### SET PROBLEM
Reproduce the data exactly and drop any pictures it holds.

======== RAW DATA

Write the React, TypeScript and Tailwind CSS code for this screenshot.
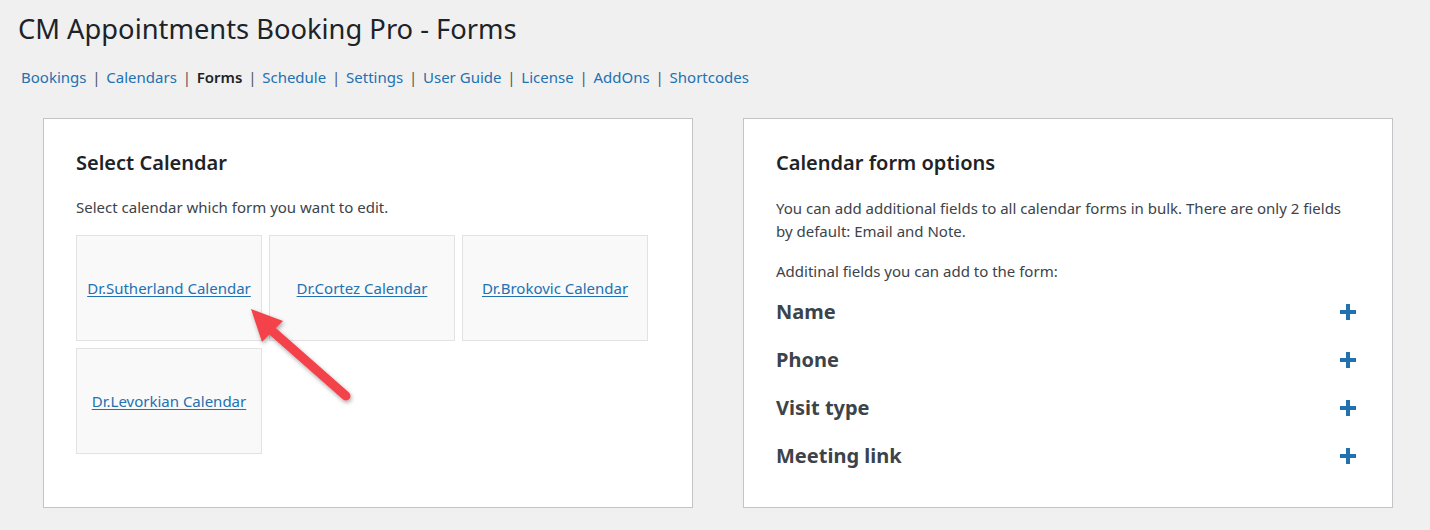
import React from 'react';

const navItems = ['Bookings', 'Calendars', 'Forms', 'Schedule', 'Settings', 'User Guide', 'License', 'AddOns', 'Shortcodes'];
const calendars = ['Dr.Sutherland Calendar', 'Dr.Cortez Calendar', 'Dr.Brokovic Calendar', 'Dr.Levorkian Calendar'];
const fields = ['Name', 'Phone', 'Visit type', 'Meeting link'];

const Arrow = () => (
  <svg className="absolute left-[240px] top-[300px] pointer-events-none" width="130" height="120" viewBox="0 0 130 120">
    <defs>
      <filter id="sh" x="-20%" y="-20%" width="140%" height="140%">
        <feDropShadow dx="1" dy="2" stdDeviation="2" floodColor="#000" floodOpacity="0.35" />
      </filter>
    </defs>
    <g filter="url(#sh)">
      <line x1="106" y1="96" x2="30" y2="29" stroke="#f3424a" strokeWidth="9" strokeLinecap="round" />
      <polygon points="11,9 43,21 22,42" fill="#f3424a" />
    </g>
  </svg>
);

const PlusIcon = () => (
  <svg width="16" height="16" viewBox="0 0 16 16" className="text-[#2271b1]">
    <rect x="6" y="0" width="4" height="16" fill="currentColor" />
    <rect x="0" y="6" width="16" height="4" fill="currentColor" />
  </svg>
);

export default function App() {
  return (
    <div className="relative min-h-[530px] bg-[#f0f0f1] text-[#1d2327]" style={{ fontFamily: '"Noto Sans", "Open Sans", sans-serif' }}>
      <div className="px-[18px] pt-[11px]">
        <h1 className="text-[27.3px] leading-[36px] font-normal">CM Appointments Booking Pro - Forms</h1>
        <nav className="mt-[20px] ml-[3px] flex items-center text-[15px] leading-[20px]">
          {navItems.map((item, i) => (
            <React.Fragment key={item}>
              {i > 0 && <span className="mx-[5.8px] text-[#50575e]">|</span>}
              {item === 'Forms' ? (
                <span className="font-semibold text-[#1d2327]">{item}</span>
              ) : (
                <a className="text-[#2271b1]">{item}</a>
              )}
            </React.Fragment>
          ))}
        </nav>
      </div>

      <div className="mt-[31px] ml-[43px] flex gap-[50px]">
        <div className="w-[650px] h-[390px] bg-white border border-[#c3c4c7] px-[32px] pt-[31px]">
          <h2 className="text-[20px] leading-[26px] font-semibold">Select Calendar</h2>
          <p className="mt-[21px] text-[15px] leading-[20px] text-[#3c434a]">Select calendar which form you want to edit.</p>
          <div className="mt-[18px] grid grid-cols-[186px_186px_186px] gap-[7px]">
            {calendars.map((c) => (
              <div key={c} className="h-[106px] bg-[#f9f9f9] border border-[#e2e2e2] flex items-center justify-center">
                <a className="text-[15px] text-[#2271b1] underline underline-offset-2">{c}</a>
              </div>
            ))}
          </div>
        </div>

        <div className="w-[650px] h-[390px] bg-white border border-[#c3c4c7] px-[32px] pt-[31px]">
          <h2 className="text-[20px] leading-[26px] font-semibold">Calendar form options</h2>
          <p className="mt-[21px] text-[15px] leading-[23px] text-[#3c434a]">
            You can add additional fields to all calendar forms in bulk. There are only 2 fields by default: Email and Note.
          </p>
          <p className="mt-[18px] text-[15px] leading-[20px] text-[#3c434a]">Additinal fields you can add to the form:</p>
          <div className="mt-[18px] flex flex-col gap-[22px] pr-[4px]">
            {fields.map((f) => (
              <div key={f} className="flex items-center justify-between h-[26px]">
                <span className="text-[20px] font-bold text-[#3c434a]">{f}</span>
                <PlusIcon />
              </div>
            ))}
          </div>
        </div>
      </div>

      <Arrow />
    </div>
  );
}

================

### ANSWER FOR THE TASK
Write the React, TypeScript and Tailwind CSS code for this screenshot.
import React from 'react';

const navItems = ['Bookings', 'Calendars', 'Forms', 'Schedule', 'Settings', 'User Guide', 'License', 'AddOns', 'Shortcodes'];
const calendars = ['Dr.Sutherland Calendar', 'Dr.Cortez Calendar', 'Dr.Brokovic Calendar', 'Dr.Levorkian Calendar'];
const fields = ['Name', 'Phone', 'Visit type', 'Meeting link'];

const Arrow = () => (
  <svg className="absolute left-[240px] top-[300px] pointer-events-none" width="130" height="120" viewBox="0 0 130 120">
    <defs>
      <filter id="sh" x="-20%" y="-20%" width="140%" height="140%">
        <feDropShadow dx="1" dy="2" stdDeviation="2" floodColor="#000" floodOpacity="0.35" />
      </filter>
    </defs>
    <g filter="url(#sh)">
      <line x1="106" y1="96" x2="30" y2="29" stroke="#f3424a" strokeWidth="9" strokeLinecap="round" />
      <polygon points="11,9 43,21 22,42" fill="#f3424a" />
    </g>
  </svg>
);

const PlusIcon = () => (
  <svg width="16" height="16" viewBox="0 0 16 16" className="text-[#2271b1]">
    <rect x="6" y="0" width="4" height="16" fill="currentColor" />
    <rect x="0" y="6" width="16" height="4" fill="currentColor" />
  </svg>
);

export default function App() {
  return (
    <div className="relative min-h-[530px] bg-[#f0f0f1] text-[#1d2327]" style={{ fontFamily: '"Noto Sans", "Open Sans", sans-serif' }}>
      <div className="px-[18px] pt-[11px]">
        <h1 className="text-[27.3px] leading-[36px] font-normal">CM Appointments Booking Pro - Forms</h1>
        <nav className="mt-[20px] ml-[3px] flex items-center text-[15px] leading-[20px]">
          {navItems.map((item, i) => (
            <React.Fragment key={item}>
              {i > 0 && <span className="mx-[5.8px] text-[#50575e]">|</span>}
              {item === 'Forms' ? (
                <span className="font-semibold text-[#1d2327]">{item}</span>
              ) : (
                <a className="text-[#2271b1]">{item}</a>
              )}
            </React.Fragment>
          ))}
        </nav>
      </div>

      <div className="mt-[31px] ml-[43px] flex gap-[50px]">
        <div className="w-[650px] h-[390px] bg-white border border-[#c3c4c7] px-[32px] pt-[31px]">
          <h2 className="text-[20px] leading-[26px] font-semibold">Select Calendar</h2>
          <p className="mt-[21px] text-[15px] leading-[20px] text-[#3c434a]">Select calendar which form you want to edit.</p>
          <div className="mt-[18px] grid grid-cols-[186px_186px_186px] gap-[7px]">
            {calendars.map((c) => (
              <div key={c} className="h-[106px] bg-[#f9f9f9] border border-[#e2e2e2] flex items-center justify-center">
                <a className="text-[15px] text-[#2271b1] underline underline-offset-2">{c}</a>
              </div>
            ))}
          </div>
        </div>

        <div className="w-[650px] h-[390px] bg-white border border-[#c3c4c7] px-[32px] pt-[31px]">
          <h2 className="text-[20px] leading-[26px] font-semibold">Calendar form options</h2>
          <p className="mt-[21px] text-[15px] leading-[23px] text-[#3c434a]">
            You can add additional fields to all calendar forms in bulk. There are only 2 fields by default: Email and Note.
          </p>
          <p className="mt-[18px] text-[15px] leading-[20px] text-[#3c434a]">Additinal fields you can add to the form:</p>
          <div className="mt-[18px] flex flex-col gap-[22px] pr-[4px]">
            {fields.map((f) => (
              <div key={f} className="flex items-center justify-between h-[26px]">
                <span className="text-[20px] font-bold text-[#3c434a]">{f}</span>
                <PlusIcon />
              </div>
            ))}
          </div>
        </div>
      </div>

      <Arrow />
    </div>
  );
}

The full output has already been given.